▶ Information given:
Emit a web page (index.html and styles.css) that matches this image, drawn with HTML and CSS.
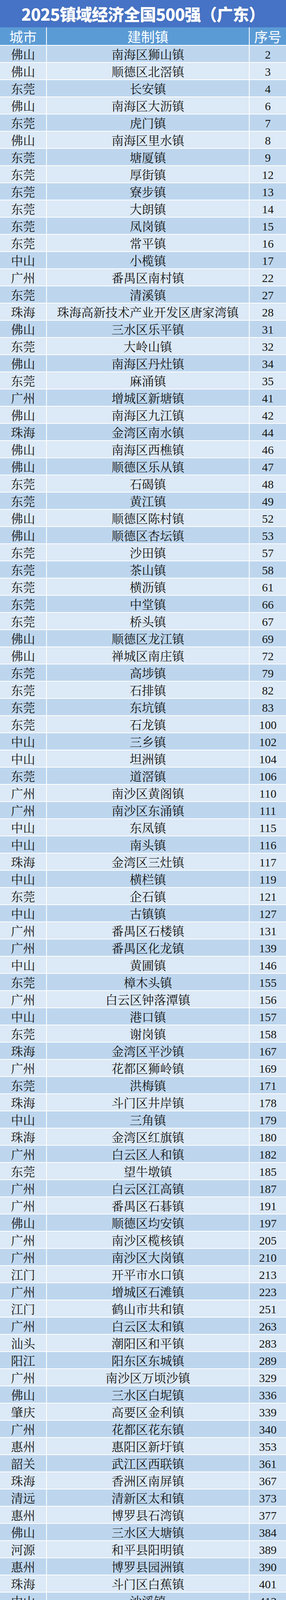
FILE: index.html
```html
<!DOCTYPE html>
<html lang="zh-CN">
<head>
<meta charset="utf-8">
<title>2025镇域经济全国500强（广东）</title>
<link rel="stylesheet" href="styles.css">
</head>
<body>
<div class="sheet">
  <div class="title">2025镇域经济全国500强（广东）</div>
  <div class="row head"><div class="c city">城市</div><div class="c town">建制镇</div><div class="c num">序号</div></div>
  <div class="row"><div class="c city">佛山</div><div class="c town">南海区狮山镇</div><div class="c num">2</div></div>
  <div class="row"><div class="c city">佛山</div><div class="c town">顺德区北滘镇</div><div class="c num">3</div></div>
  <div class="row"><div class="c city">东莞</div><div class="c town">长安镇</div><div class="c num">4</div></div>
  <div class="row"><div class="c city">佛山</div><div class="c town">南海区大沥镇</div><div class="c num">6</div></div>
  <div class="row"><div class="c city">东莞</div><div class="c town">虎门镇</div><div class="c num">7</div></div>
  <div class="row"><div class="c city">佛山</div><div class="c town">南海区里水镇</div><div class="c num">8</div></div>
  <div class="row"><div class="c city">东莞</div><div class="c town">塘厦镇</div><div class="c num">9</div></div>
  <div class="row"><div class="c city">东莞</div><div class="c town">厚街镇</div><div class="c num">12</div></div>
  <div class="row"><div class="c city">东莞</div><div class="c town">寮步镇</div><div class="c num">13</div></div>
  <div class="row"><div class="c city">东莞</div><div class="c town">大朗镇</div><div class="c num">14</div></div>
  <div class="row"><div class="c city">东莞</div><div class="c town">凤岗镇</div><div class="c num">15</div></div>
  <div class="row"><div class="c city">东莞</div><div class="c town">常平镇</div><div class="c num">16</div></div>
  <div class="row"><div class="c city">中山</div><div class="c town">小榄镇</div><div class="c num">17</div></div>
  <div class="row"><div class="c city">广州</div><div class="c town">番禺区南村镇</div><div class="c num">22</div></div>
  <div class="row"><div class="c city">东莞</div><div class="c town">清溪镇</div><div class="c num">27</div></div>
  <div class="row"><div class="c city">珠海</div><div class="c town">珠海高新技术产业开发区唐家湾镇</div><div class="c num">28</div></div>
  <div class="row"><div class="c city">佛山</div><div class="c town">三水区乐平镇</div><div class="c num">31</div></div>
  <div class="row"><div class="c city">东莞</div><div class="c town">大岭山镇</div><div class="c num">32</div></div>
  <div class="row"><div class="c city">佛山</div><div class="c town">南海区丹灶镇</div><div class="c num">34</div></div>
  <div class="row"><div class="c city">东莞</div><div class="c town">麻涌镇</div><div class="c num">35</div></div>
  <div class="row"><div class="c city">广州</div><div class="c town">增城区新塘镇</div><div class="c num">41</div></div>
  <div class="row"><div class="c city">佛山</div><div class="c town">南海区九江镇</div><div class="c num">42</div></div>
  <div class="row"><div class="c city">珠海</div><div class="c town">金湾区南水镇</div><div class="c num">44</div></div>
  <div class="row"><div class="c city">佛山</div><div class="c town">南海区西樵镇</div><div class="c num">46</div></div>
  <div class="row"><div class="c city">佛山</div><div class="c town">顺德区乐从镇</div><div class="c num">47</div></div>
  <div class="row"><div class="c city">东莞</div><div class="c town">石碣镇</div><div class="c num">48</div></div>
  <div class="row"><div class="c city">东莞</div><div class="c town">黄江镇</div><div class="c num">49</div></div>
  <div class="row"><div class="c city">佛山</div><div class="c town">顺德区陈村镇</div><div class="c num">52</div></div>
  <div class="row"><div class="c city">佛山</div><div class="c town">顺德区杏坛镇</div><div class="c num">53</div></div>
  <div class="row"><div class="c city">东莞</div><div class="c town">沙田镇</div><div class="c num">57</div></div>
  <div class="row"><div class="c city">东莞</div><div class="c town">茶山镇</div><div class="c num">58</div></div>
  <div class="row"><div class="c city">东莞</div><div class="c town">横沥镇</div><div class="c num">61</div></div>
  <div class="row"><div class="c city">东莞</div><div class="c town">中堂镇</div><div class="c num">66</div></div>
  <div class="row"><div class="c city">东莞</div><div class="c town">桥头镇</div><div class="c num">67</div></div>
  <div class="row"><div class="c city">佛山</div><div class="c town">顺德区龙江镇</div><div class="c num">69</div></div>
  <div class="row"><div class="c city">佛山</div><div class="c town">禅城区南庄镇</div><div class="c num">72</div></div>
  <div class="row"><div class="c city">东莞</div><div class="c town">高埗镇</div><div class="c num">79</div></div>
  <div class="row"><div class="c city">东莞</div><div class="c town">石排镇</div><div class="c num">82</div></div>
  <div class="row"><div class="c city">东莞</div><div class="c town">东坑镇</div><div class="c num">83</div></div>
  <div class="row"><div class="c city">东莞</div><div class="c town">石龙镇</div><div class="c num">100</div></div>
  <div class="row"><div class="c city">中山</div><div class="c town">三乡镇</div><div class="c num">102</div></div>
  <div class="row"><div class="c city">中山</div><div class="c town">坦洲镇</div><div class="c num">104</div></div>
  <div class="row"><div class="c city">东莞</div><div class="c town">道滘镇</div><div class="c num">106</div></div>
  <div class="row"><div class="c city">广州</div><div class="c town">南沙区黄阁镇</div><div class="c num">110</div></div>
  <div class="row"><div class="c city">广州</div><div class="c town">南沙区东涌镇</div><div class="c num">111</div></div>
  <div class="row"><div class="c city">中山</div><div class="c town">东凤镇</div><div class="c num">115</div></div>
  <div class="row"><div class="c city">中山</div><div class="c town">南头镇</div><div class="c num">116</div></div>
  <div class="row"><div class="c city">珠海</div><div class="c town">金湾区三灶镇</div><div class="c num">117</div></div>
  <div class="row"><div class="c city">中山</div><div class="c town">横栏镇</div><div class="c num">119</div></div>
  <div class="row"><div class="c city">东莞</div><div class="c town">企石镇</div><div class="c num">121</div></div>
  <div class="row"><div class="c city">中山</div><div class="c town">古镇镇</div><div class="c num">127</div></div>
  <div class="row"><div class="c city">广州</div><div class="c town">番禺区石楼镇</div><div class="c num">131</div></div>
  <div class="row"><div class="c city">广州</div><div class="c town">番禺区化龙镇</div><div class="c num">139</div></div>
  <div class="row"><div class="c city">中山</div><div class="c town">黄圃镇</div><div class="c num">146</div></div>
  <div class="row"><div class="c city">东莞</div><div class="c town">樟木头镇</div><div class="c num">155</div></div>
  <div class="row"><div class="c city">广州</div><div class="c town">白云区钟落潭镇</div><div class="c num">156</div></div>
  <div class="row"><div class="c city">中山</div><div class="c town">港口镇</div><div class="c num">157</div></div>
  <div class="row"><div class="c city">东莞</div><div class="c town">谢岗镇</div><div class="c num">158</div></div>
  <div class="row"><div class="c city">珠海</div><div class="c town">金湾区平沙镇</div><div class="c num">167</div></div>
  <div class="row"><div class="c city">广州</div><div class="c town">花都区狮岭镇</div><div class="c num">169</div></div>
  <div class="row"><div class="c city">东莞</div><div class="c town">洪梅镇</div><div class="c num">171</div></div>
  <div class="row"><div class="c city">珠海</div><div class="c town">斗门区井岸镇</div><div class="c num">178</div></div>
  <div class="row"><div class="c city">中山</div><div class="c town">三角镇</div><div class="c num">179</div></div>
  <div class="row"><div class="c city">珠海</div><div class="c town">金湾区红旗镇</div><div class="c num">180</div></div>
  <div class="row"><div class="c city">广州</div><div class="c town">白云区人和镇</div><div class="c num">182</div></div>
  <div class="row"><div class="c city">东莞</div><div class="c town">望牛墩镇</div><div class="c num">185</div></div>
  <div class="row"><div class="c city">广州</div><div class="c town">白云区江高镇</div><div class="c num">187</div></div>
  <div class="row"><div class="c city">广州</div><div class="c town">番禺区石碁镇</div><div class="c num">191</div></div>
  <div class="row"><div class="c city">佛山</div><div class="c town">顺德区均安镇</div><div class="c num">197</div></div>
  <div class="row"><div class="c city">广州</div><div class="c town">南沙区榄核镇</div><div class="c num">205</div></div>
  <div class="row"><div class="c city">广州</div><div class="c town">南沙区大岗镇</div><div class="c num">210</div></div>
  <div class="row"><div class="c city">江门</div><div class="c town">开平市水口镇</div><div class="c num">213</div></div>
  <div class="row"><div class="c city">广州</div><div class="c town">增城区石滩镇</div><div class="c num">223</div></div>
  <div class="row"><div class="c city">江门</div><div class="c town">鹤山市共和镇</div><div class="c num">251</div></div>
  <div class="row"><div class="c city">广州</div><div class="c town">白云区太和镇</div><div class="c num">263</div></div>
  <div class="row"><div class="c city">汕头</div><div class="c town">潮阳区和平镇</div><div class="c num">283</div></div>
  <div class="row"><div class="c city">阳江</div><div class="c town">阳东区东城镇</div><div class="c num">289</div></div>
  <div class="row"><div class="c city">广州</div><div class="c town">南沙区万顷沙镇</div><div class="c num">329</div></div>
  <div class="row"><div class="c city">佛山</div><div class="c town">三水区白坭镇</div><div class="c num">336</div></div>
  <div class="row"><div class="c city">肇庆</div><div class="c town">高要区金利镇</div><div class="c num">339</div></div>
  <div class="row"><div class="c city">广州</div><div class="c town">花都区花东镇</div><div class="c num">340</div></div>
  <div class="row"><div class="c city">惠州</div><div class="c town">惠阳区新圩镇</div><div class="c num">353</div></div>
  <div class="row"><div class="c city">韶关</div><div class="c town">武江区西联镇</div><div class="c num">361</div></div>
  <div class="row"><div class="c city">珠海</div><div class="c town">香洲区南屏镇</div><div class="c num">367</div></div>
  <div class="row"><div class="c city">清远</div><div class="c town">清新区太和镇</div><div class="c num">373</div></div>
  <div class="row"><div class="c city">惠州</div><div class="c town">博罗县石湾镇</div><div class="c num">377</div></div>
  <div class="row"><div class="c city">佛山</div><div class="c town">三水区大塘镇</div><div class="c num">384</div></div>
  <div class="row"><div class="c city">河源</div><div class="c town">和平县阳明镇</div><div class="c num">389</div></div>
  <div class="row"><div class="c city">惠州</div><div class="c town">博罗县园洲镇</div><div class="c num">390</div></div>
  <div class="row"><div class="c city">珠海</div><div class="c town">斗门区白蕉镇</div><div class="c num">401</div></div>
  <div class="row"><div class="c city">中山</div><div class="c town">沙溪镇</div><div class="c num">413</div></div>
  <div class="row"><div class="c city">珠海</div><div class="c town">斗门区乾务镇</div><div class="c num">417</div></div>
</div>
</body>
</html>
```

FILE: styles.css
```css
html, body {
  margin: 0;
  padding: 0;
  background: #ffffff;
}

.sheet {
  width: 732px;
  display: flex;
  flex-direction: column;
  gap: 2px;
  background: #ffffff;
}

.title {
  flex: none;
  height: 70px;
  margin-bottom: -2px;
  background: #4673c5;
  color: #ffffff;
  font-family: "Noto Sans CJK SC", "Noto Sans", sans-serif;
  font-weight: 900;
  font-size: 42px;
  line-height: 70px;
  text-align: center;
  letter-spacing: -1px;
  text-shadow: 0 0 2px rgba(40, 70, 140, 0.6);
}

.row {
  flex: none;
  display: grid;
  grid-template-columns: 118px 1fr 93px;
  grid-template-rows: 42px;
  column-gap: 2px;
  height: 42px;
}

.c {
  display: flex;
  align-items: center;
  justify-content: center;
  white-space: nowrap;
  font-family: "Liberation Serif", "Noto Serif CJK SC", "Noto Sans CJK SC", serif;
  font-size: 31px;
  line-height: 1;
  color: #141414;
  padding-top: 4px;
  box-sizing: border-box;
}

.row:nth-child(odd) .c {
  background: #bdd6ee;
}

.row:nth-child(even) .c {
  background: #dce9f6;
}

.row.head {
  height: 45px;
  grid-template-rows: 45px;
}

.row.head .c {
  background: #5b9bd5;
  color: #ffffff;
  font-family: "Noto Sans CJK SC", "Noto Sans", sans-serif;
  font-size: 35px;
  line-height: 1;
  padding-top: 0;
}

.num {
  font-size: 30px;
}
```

---

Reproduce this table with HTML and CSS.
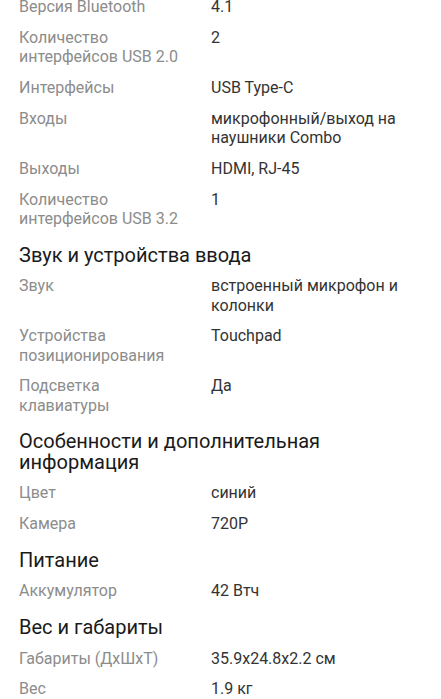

▶ Written instruction: Search the lines for "styles". Copy each line that has it.

▶ Task answer:
Emit a web page (index.html and styles.css) that matches this image, drawn with HTML and CSS.
<link rel="stylesheet" href="styles.css">
FILE: styles.css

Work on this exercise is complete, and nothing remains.